> [TASK REQUIREMENTS]
Transcribe all of the material below word for word and leave out its pictures.
____________
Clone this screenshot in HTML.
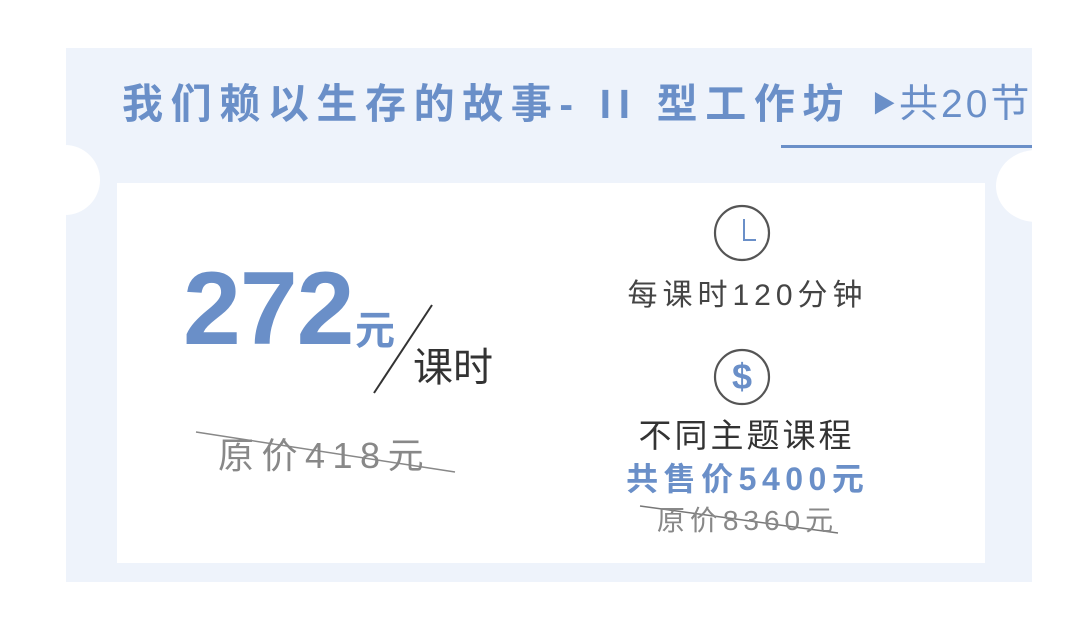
<!DOCTYPE html>
<html><head><meta charset="utf-8"><style>
body{margin:0;width:1080px;height:625px;background:#fff;position:relative;overflow:hidden;font-family:"Liberation Sans","Noto Sans CJK SC",sans-serif}
.a{position:absolute;white-space:nowrap}
</style></head><body>
<div class="a" style="left:66px;top:48px;width:966px;height:534px;background:#eef3fb"></div>
<div class="a" style="left:30px;top:145px;width:70px;height:70px;border-radius:50%;background:#fff"></div>
<div class="a" style="left:996px;top:150px;width:80px;height:72px;border-radius:50%;background:#fff"></div>
<div class="a" style="left:117px;top:183px;width:868px;height:380px;background:#fff"></div>
<div class="a" style="left:122px;top:76px;font-size:41px;font-weight:bold;color:#6a8fc8;letter-spacing:7.6px;line-height:56px">我们赖以生存的故事- II 型工作坊</div>
<div class="a" style="left:872px;top:81px;font-size:39px;color:#6a8fc8;line-height:48px;letter-spacing:3px"><span style="font-size:24px;vertical-align:5px">▶</span>共20节</div>
<div class="a" style="left:781px;top:145px;width:251px;height:3px;background:#6a8fc8"></div>
<div class="a" style="left:183px;top:257px;font-size:104px;font-weight:bold;color:#6a8fc8;line-height:104px;letter-spacing:-1px">272</div>
<div class="a" style="left:355px;top:308px;font-size:40px;font-weight:bold;color:#6a8fc8;line-height:46px">元</div>
<svg class="a" style="left:0;top:0" width="1080" height="625">
<line x1="432" y1="305" x2="374" y2="393" stroke="#333" stroke-width="2"/>
<line x1="196" y1="432" x2="455" y2="472" stroke="#888" stroke-width="1.5"/>
<line x1="640" y1="506" x2="838" y2="533" stroke="#777" stroke-width="1.5"/>
<circle cx="742" cy="233" r="27" fill="none" stroke="#555" stroke-width="2.2"/>
<path d="M744 219V240H756" fill="none" stroke="#6a8fc8" stroke-width="2"/>
<circle cx="742" cy="377" r="27" fill="none" stroke="#555" stroke-width="2.2"/>
</svg>
<div class="a" style="left:712px;top:357px;width:60px;text-align:center;font-size:36px;font-weight:bold;color:#6a8fc8;line-height:40px">$</div>
<div class="a" style="left:413px;top:345px;font-size:40px;color:#333;line-height:46px">课时</div>
<div class="a" style="left:218px;top:434px;font-size:36px;color:#888;line-height:44px;letter-spacing:7.5px">原价418元</div>
<div class="a" style="left:600px;top:276px;width:290px;text-align:center;font-size:30px;color:#444;line-height:40px;letter-spacing:5px;text-indent:5px">每课时120分钟</div>
<div class="a" style="left:600px;top:415px;width:290px;text-align:center;font-size:33px;color:#333;line-height:42px;letter-spacing:3px;text-indent:3px">不同主题课程</div>
<div class="a" style="left:600px;top:458px;width:290px;text-align:center;font-size:32px;font-weight:bold;color:#6a8fc8;line-height:42px;letter-spacing:5.5px;text-indent:5.5px">共售价5400元</div>
<div class="a" style="left:600px;top:502px;width:290px;text-align:center;font-size:28px;color:#888;line-height:38px;letter-spacing:5px;text-indent:5px">原价8360元</div>
</body></html>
____________
> [ANSWER TO THIS PROBLEM]
Clone this screenshot in HTML.
<!DOCTYPE html>
<html><head><meta charset="utf-8"><style>
body{margin:0;width:1080px;height:625px;background:#fff;position:relative;overflow:hidden;font-family:"Liberation Sans","Noto Sans CJK SC",sans-serif}
.a{position:absolute;white-space:nowrap}
</style></head><body>
<div class="a" style="left:66px;top:48px;width:966px;height:534px;background:#eef3fb"></div>
<div class="a" style="left:30px;top:145px;width:70px;height:70px;border-radius:50%;background:#fff"></div>
<div class="a" style="left:996px;top:150px;width:80px;height:72px;border-radius:50%;background:#fff"></div>
<div class="a" style="left:117px;top:183px;width:868px;height:380px;background:#fff"></div>
<div class="a" style="left:122px;top:76px;font-size:41px;font-weight:bold;color:#6a8fc8;letter-spacing:7.6px;line-height:56px">我们赖以生存的故事- II 型工作坊</div>
<div class="a" style="left:872px;top:81px;font-size:39px;color:#6a8fc8;line-height:48px;letter-spacing:3px"><span style="font-size:24px;vertical-align:5px">▶</span>共20节</div>
<div class="a" style="left:781px;top:145px;width:251px;height:3px;background:#6a8fc8"></div>
<div class="a" style="left:183px;top:257px;font-size:104px;font-weight:bold;color:#6a8fc8;line-height:104px;letter-spacing:-1px">272</div>
<div class="a" style="left:355px;top:308px;font-size:40px;font-weight:bold;color:#6a8fc8;line-height:46px">元</div>
<svg class="a" style="left:0;top:0" width="1080" height="625">
<line x1="432" y1="305" x2="374" y2="393" stroke="#333" stroke-width="2"/>
<line x1="196" y1="432" x2="455" y2="472" stroke="#888" stroke-width="1.5"/>
<line x1="640" y1="506" x2="838" y2="533" stroke="#777" stroke-width="1.5"/>
<circle cx="742" cy="233" r="27" fill="none" stroke="#555" stroke-width="2.2"/>
<path d="M744 219V240H756" fill="none" stroke="#6a8fc8" stroke-width="2"/>
<circle cx="742" cy="377" r="27" fill="none" stroke="#555" stroke-width="2.2"/>
</svg>
<div class="a" style="left:712px;top:357px;width:60px;text-align:center;font-size:36px;font-weight:bold;color:#6a8fc8;line-height:40px">$</div>
<div class="a" style="left:413px;top:345px;font-size:40px;color:#333;line-height:46px">课时</div>
<div class="a" style="left:218px;top:434px;font-size:36px;color:#888;line-height:44px;letter-spacing:7.5px">原价418元</div>
<div class="a" style="left:600px;top:276px;width:290px;text-align:center;font-size:30px;color:#444;line-height:40px;letter-spacing:5px;text-indent:5px">每课时120分钟</div>
<div class="a" style="left:600px;top:415px;width:290px;text-align:center;font-size:33px;color:#333;line-height:42px;letter-spacing:3px;text-indent:3px">不同主题课程</div>
<div class="a" style="left:600px;top:458px;width:290px;text-align:center;font-size:32px;font-weight:bold;color:#6a8fc8;line-height:42px;letter-spacing:5.5px;text-indent:5.5px">共售价5400元</div>
<div class="a" style="left:600px;top:502px;width:290px;text-align:center;font-size:28px;color:#888;line-height:38px;letter-spacing:5px;text-indent:5px">原价8360元</div>
</body></html>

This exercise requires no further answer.